How to Use JOIN in PostgreSQL
JOINs are the backbone of relational database queries. They allow you to combine rows from multiple tables based on related columns, transforming normalized data structures into meaningful result...
Key Insights
- INNER JOIN filters to matching rows only, while LEFT JOIN preserves all rows from the left table—understanding this distinction prevents unexpected data loss in queries
- The placement of filter conditions matters: WHERE clauses filter after the JOIN completes, while ON conditions affect how the JOIN itself executes
- Proper indexing on JOIN columns is non-negotiable for performance—a missing index can turn a millisecond query into a multi-second disaster
Understanding JOINs in Relational Databases
JOINs are the backbone of relational database queries. They allow you to combine rows from multiple tables based on related columns, transforming normalized data structures into meaningful result sets. Without JOINs, you’d be stuck making multiple queries and combining results in application code—inefficient and error-prone.
The fundamental concept is simple: you specify how tables relate to each other, and PostgreSQL combines their rows accordingly. The devil is in the details, though.
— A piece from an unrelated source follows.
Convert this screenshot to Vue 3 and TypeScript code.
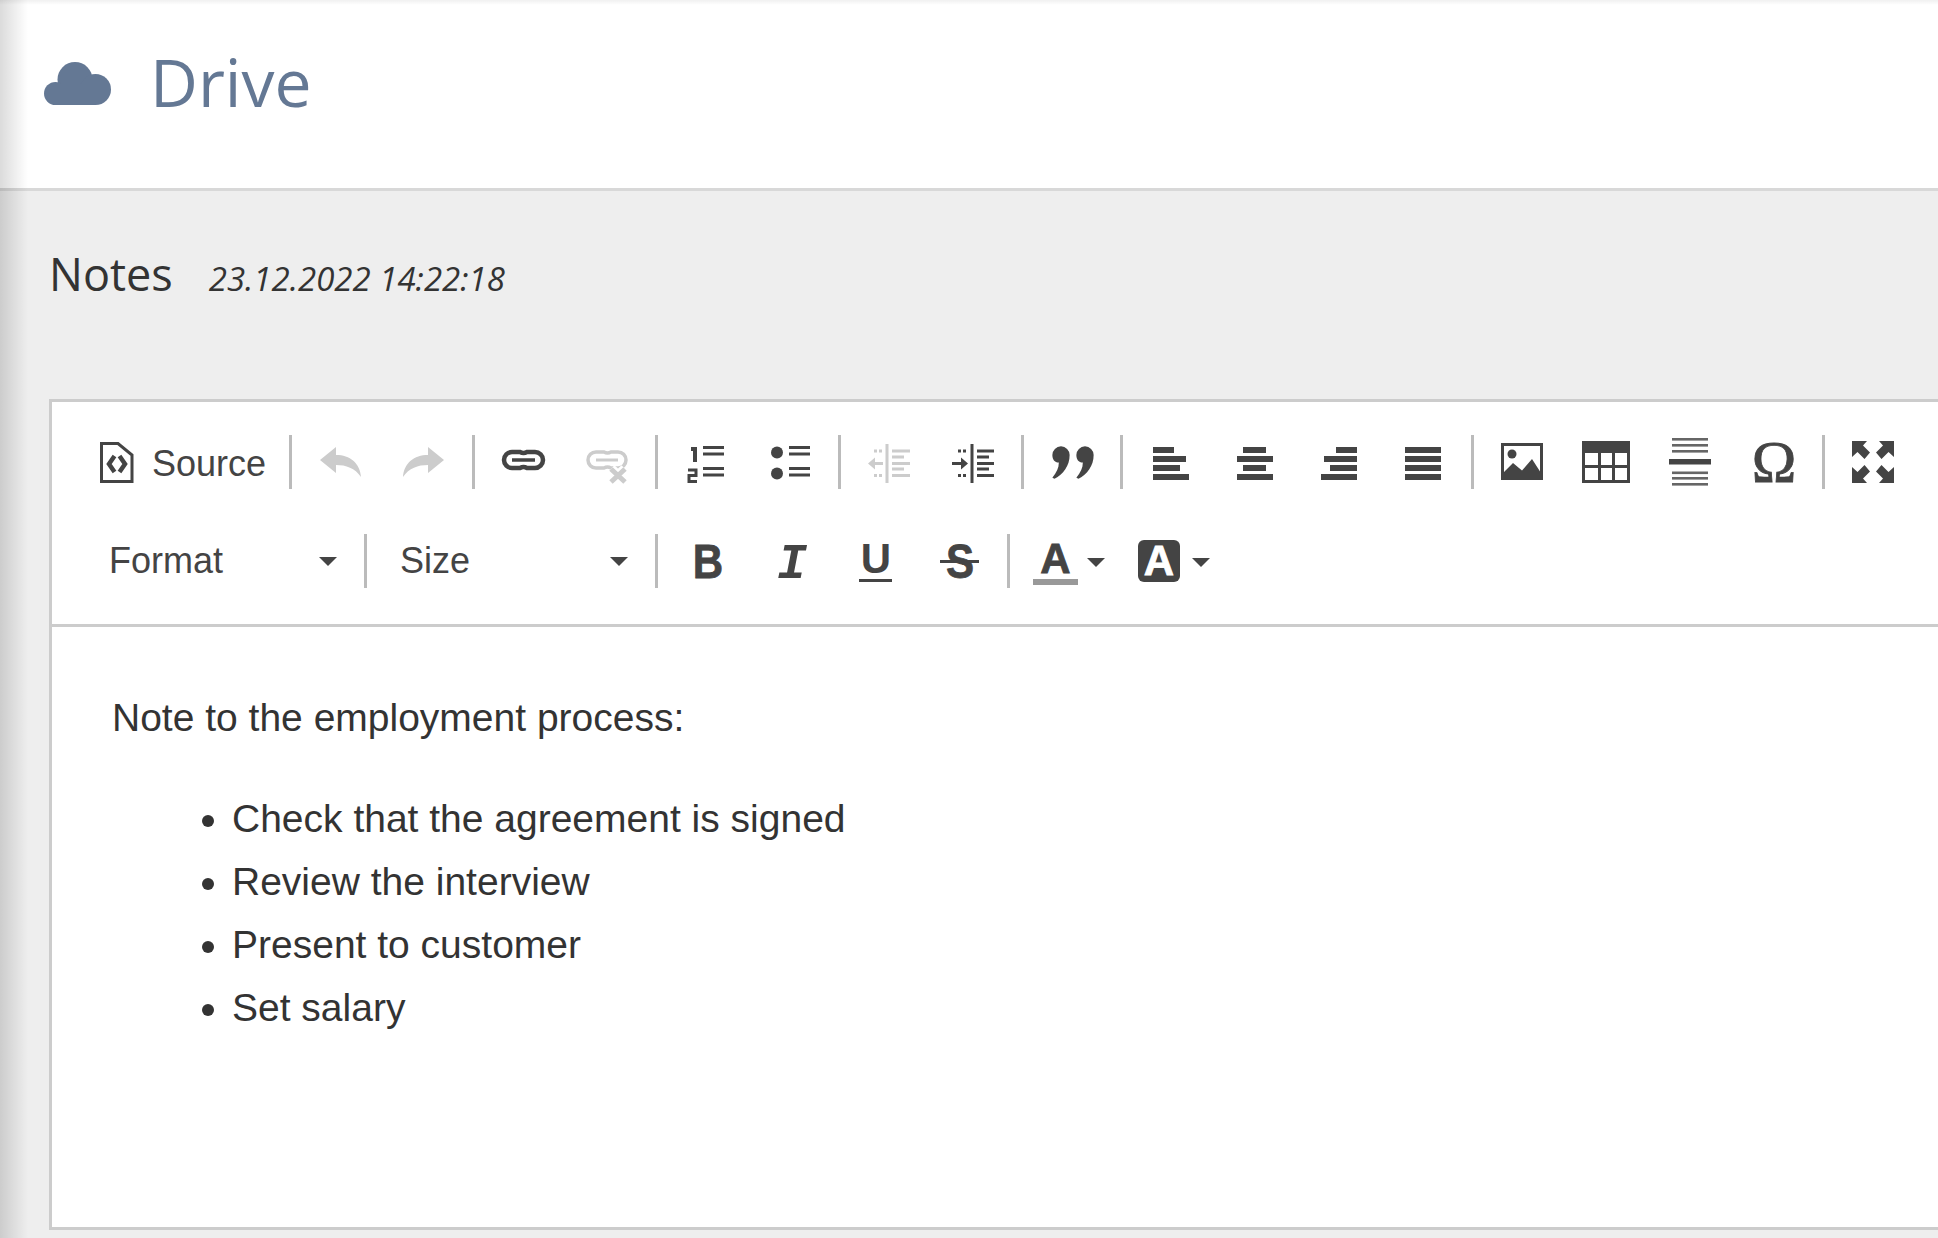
<script setup lang="ts">
  // [x, width] of the four bars in each align icon, in button coordinates
  const alignIcons: [number, number][][] = [
    [[24, 21], [24, 33], [24, 27], [24, 36]],
    [[30, 23], [24, 36], [30, 23], [24, 36]],
    [[39, 21], [27, 33], [33, 27], [24, 36]],
    [[24, 36], [24, 36], [24, 36], [24, 36]],
  ];
  const barTops = [12, 21, 30, 39];
  const hrLines = [3, 9, 15, 36.5, 42, 48];
  const tasks = ['Check that the agreement is signed', 'Review the interview', 'Present to customer', 'Set salary'];
</script>

<template>
  <div class="page">
    <header class="topbar">
      <svg class="cloud" viewBox="0 0 67 43" fill="currentColor">
        <circle cx="31" cy="17.5" r="17.5" />
        <circle cx="51.5" cy="27.5" r="15.5" />
        <circle cx="11.5" cy="31.5" r="11.5" />
        <rect x="11.5" y="22" width="40" height="21" />
      </svg>
      <h1 class="title">Drive</h1>
    </header>

    <main class="content">
      <div class="doc-head">
        <span class="doc-name">Notes</span>
        <span class="doc-date">23.12.2022 14:22:18</span>
      </div>

      <section class="editor">
        <div class="toolbar">
          <div class="row">
            <div class="source">
              <svg class="source-icon" viewBox="0 0 34 54" fill="none" stroke="currentColor">
                <path d="M1.5 8.5 H18 L32 20 V46.5 H1.5 Z" stroke-width="3" />
                <path d="M14.5 21 L9 29 L14.5 37 M19.5 21 L25 29 L19.5 37" stroke-width="4.5" />
              </svg>
              <span class="source-label">Source</span>
            </div>
            <i class="sep"></i>

            <svg class="icon off" viewBox="0 0 84 54" fill="currentColor">
              <path d="M22 25 L38 12 V20 C52 20 62 28 63 42 C57 33 48 30 38 30 V38 Z" />
            </svg>
            <svg class="icon off" viewBox="0 0 84 54" fill="currentColor">
              <path d="M62 25 L46 12 V20 C32 20 22 28 21 42 C27 33 36 30 46 30 V38 Z" />
            </svg>
            <i class="sep"></i>

            <svg class="icon" viewBox="0 0 84 54" fill="none" stroke="currentColor">
              <path d="M31 17 H39 Q42.5 19 46 17 H54 a8 8 0 0 1 0 16 H46 Q42.5 31 39 33 H31 a8 8 0 0 1 0 -16 Z" stroke-width="4.5" />
              <path d="M31 25 H54" stroke-width="3.5" />
            </svg>
            <svg class="icon off" viewBox="0 0 84 54" fill="none" stroke="currentColor">
              <path d="M31 17 H39 Q42.5 19 46 17 H53 a8 8 0 0 1 0 16 H46 Q42.5 31 39 33 H31 a8 8 0 0 1 0 -16 Z" stroke-width="3.5" />
              <path d="M31 25 H53" stroke-width="3" />
              <path d="M46 34 L60 47 M60 34 L46 47" stroke="#fff" stroke-width="10" />
              <path d="M46 34 L60 47 M60 34 L46 47" stroke-width="5" />
            </svg>
            <i class="sep"></i>

            <svg class="icon" viewBox="0 0 84 54" fill="none" stroke="currentColor" stroke-width="3">
              <path d="M39 12.5 H60 M39 19 H60 M39 33.5 H60 M39 40 H60" />
              <path d="M27 14 H31 V27" stroke-width="4" />
              <path d="M24 35 H32 V40.5 H25 V46.5 H33" />
            </svg>
            <svg class="icon" viewBox="0 0 84 54" fill="currentColor">
              <circle cx="29" cy="17.5" r="6" />
              <circle cx="29" cy="38.5" r="6" />
              <path d="M41 12.5 H62 M41 19 H62 M41 33.5 H62 M41 40 H62" stroke="currentColor" stroke-width="3" />
            </svg>
            <i class="sep"></i>

            <svg class="icon off" viewBox="0 0 84 54" fill="currentColor">
              <rect x="38.5" y="9" width="3" height="39" />
              <path d="M45 16 H63 M45 22 H57 M45 28.5 H63 M45 34 H57 M45 40.5 H63" stroke="currentColor" stroke-width="3" />
              <path d="M21 28.5 L28 22.5 V27 H36 V30 H28 V34.5 Z" />
              <path d="M27 14.5 h3 v3 h-3 z M32 14.5 h3 v3 h-3 z M27 39 h3 v3 h-3 z M32 39 h3 v3 h-3 z" />
            </svg>
            <svg class="icon" viewBox="0 0 84 54" fill="currentColor">
              <rect x="39.5" y="9" width="3" height="39" />
              <path d="M46 16 H63 M46 22 H58 M46 28.5 H63 M46 34 H58 M46 40.5 H63" stroke="currentColor" stroke-width="3" />
              <path d="M37 28.5 L30 22.5 V27 H21 V30 H30 V34.5 Z" />
              <path d="M27 14.5 h3 v3 h-3 z M32 14.5 h3 v3 h-3 z M27 39 h3 v3 h-3 z M32 39 h3 v3 h-3 z" />
            </svg>
            <i class="sep"></i>

            <svg class="icon" viewBox="0 0 84 54" fill="currentColor">
              <path transform="translate(31 20) scale(1.08)" d="M-8 0 a8 8 0 1 1 16 0 c0 10 -6 18 -14 22 l-2 -1 c4 -5 6 -9 6 -14 c-4 0 -6 -3 -6 -7 z" />
              <path transform="translate(55 20) scale(1.08)" d="M-8 0 a8 8 0 1 1 16 0 c0 10 -6 18 -14 22 l-2 -1 c4 -5 6 -9 6 -14 c-4 0 -6 -3 -6 -7 z" />
            </svg>
            <i class="sep"></i>

            <svg v-for="(bars, i) in alignIcons" :key="i" class="icon" viewBox="0 0 84 54" fill="currentColor">
              <rect v-for="(bar, j) in bars" :key="j" :x="bar[0]" :y="barTops[j]" :width="bar[1]" height="6" />
            </svg>
            <i class="sep"></i>

            <svg class="icon" viewBox="0 0 84 54" fill="currentColor">
              <rect x="22.5" y="9.5" width="39" height="34" fill="none" stroke="currentColor" stroke-width="3" />
              <circle cx="32" cy="19" r="4.5" />
              <path d="M23 42 V38 L33 28 L42 35.5 L52 24 L61 38 V42 Z" />
            </svg>
            <svg class="icon" viewBox="0 0 84 54" fill="currentColor">
              <path fill-rule="evenodd" d="M18 6 H66 V48 H18 Z M21 18 V30 H34 V18 Z M37 18 V30 H48 V18 Z M51 18 V30 H63 V18 Z M21 33 V45 H34 V33 Z M37 33 V45 H48 V33 Z M51 33 V45 H63 V33 Z" />
            </svg>
            <svg class="icon" viewBox="0 0 84 54" fill="currentColor">
              <rect v-for="y in hrLines" :key="y" x="24" :y="y" width="36" height="2.6" fill="#666" />
              <rect x="21" y="24" width="42" height="5.5" />
            </svg>
            <span class="char omega">Ω</span>
            <i class="sep"></i>

            <svg class="icon" viewBox="0 0 84 54" fill="currentColor">
              <path d="M21 6 H36 L32 10.5 L39 17.5 L33.5 24 L26.5 17 L21 22 Z" />
              <path d="M63 6 H48 L52 10.5 L45 17.5 L50.5 24 L57.5 17 L63 22 Z" />
              <path d="M21 48 H36 L32 43.5 L39 36.5 L33.5 30 L26.5 37 L21 32 Z" />
              <path d="M63 48 H48 L52 43.5 L45 36.5 L50.5 30 L57.5 37 L63 32 Z" />
            </svg>
          </div>

          <div class="row">
            <div class="combo combo-format">
              <span>Format</span>
              <i class="caret"></i>
            </div>
            <i class="sep"></i>
            <div class="combo combo-size">
              <span>Size</span>
              <i class="caret"></i>
            </div>
            <i class="sep"></i>

            <svg class="icon nudge" viewBox="0 0 84 54" fill="currentColor">
              <text class="glyph bold" transform="translate(42 44) scale(0.86 1)" text-anchor="middle" stroke="currentColor" stroke-width="0.8">B</text>
            </svg>
            <span class="char slab">I</span>
            <svg class="icon" viewBox="0 0 84 54" fill="currentColor">
              <text class="glyph bold small" x="42" y="39" text-anchor="middle">U</text>
              <rect x="25" y="45" width="33" height="3" />
            </svg>
            <svg class="icon" viewBox="0 0 84 54" fill="currentColor">
              <text class="glyph bold" transform="translate(42 44) scale(0.86 1)" text-anchor="middle" stroke="currentColor" stroke-width="0.8">S</text>
              <rect x="22" y="26" width="39" height="3" />
            </svg>
            <i class="sep tight"></i>

            <svg class="icon wide" viewBox="0 0 100 54" fill="currentColor">
              <text class="glyph bold small" x="39.5" y="39" text-anchor="middle" stroke="currentColor" stroke-width="0.8">A</text>
              <rect x="17" y="45" width="45" height="6" fill="#999" />
              <path d="M71 24 H89 L80 33 Z" />
            </svg>
            <svg class="icon wide" viewBox="0 0 100 54" fill="currentColor">
              <rect x="22" y="6" width="42" height="42" rx="6" />
              <text class="glyph bold small" x="43" y="41" text-anchor="middle" fill="#fff" stroke="#fff" stroke-width="0.8">A</text>
              <path d="M76 24 H94 L85 33 Z" />
            </svg>
          </div>
        </div>

        <div class="body">
          <p>Note to the employment process:</p>
          <ul>
            <li v-for="task in tasks" :key="task">{{ task }}</li>
          </ul>
        </div>
      </section>
    </main>
  </div>
</template>

<style>
  body {
    background: #eee;
  }
</style>

<style scoped>
  .page {
    position: relative;
    height: 1238px;
    overflow: hidden;
    display: flex;
    flex-direction: column;
    background: #eee;
    font-family: 'Open Sans', sans-serif;
    color: #333;
  }

  /* soft shadow along the left and top edges */
  .page::before,
  .page::after {
    content: '';
    position: absolute;
    left: 0;
    top: 0;
    pointer-events: none;
  }

  .page::before {
    width: 28px;
    height: 100%;
    background: linear-gradient(to right, rgba(0, 0, 0, 0.14), rgba(0, 0, 0, 0));
  }

  .page::after {
    width: 100%;
    height: 5px;
    background: linear-gradient(to bottom, rgba(0, 0, 0, 0.06), rgba(0, 0, 0, 0));
  }

  .topbar {
    display: flex;
    align-items: center;
    height: 188px;
    padding-left: 44px;
    background: #fff;
    border-bottom: 3px solid #d8d8d8;
    color: #647894;
    flex: none;
  }

  .cloud {
    width: 67px;
    height: 43px;
    margin-top: -21px;
  }

  .title {
    margin: -27px 0 0 39px;
    font-size: 66px;
    font-weight: 400;
    line-height: 80px;
  }

  .content {
    flex: 1;
    display: flex;
    flex-direction: column;
    padding: 52px 0 8px 49px;
    min-height: 0;
  }

  .doc-head {
    display: flex;
    align-items: baseline;
    gap: 36px;
    height: 60px;
    margin-bottom: 96px;
    flex: none;
  }

  .doc-name {
    font-size: 45px;
  }

  .doc-date {
    font-size: 33px;
    font-style: italic;
  }

  .editor {
    flex: 1;
    display: flex;
    flex-direction: column;
    background: #fff;
    border: 3px solid #ccc;
    border-right: 0;
    font-family: 'Liberation Sans', Arial, sans-serif;
  }

  .toolbar {
    display: flex;
    flex-direction: column;
    gap: 45px;
    padding: 33px 0 36px 48px;
    border-bottom: 3px solid #ccc;
    color: #444;
    flex: none;
  }

  .row {
    display: flex;
    align-items: stretch;
    height: 54px;
  }

  .sep {
    flex: none;
    width: 3px;
    margin: 0 6px;
    background: #bbb;
  }

  .sep.tight {
    margin-left: 5px;
  }

  .icon {
    flex: none;
    width: 84px;
    height: 54px;
    color: #444;
  }

  .icon.wide {
    width: 100px;
  }

  .icon.off {
    color: #ccc;
  }

  .icon.nudge {
    margin-left: 2px;
  }

  .char {
    flex: none;
    width: 84px;
    height: 54px;
    line-height: 54px;
    text-align: center;
    color: #444;
  }

  .omega {
    font-family: 'Liberation Serif', serif;
    font-size: 60px;
    -webkit-text-stroke: 0.8px #444;
  }

  .slab {
    font-family: 'Liberation Mono', monospace;
    font-size: 50px;
    font-style: italic;
    font-weight: 700;
    padding-top: 4px;
    height: 50px;
  }

  .source {
    display: flex;
    align-items: center;
    gap: 18px;
    width: 183px;
    font-size: 36px;
    flex: none;
  }

  .source-icon {
    width: 34px;
    height: 54px;
    flex: none;
  }

  .source-label {
    padding-top: 4px;
  }

  .combo {
    display: flex;
    align-items: center;
    justify-content: space-between;
    font-size: 36px;
    flex: none;
  }

  .combo-format {
    width: 228px;
    margin-left: 9px;
    margin-right: 21px;
  }

  .combo-size {
    width: 228px;
    margin-left: 27px;
    margin-right: 21px;
  }

  .caret {
    width: 0;
    height: 0;
    border-left: 9px solid transparent;
    border-right: 9px solid transparent;
    border-top: 9px solid #444;
  }

  .glyph {
    font-family: 'Liberation Sans', Arial, sans-serif;
    font-size: 49px;
  }

  .glyph.bold {
    font-weight: 700;
  }

  .glyph.small {
    font-size: 42px;
  }

  .body {
    flex: 1;
    padding: 59px 0 0 60px;
    font-size: 39px;
    line-height: 63px;
    color: #333;
  }

  .body p {
    margin: 0 0 38px;
  }

  .body ul {
    margin: 0;
    padding-left: 120px;
  }
</style>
Different JOIN types produce dramatically different results, and choosing the wrong one leads to missing data or unexpected duplicates.
Let’s start with a practical schema that we’ll use throughout this article:
CREATE TABLE users (
user_id SERIAL PRIMARY KEY,
username VARCHAR(50) NOT NULL,
email VARCHAR(100) NOT NULL
);
CREATE TABLE orders (
order_id SERIAL PRIMARY KEY,
user_id INTEGER REFERENCES users(user_id),
order_date TIMESTAMP DEFAULT CURRENT_TIMESTAMP,
total_amount DECIMAL(10, 2)
);
INSERT INTO users (username, email) VALUES
('alice', 'alice@example.com'),
('bob', 'bob@example.com'),
('charlie', 'charlie@example.com');
INSERT INTO orders (user_id, order_date, total_amount) VALUES
(1, '2024-01-15', 99.99),
(1, '2024-02-20', 149.50),
(2, '2024-01-22', 75.00);
Notice that Charlie (user_id 3) has no orders. This detail will matter when we explore different JOIN types.
INNER JOIN: The Default Workhorse
INNER JOIN returns only rows where matching records exist in both tables. It’s the most common JOIN type and often what you want when querying related data.
The explicit syntax is clear and recommended:
SELECT u.username, o.order_id, o.total_amount
FROM users u
INNER JOIN orders o ON u.user_id = o.user_id;
This returns:
username | order_id | total_amount
---------|----------|-------------
alice | 1 | 99.99
alice | 2 | 149.50
bob | 3 | 75.00
Charlie doesn’t appear because he has no orders. The INNER JOIN filters him out.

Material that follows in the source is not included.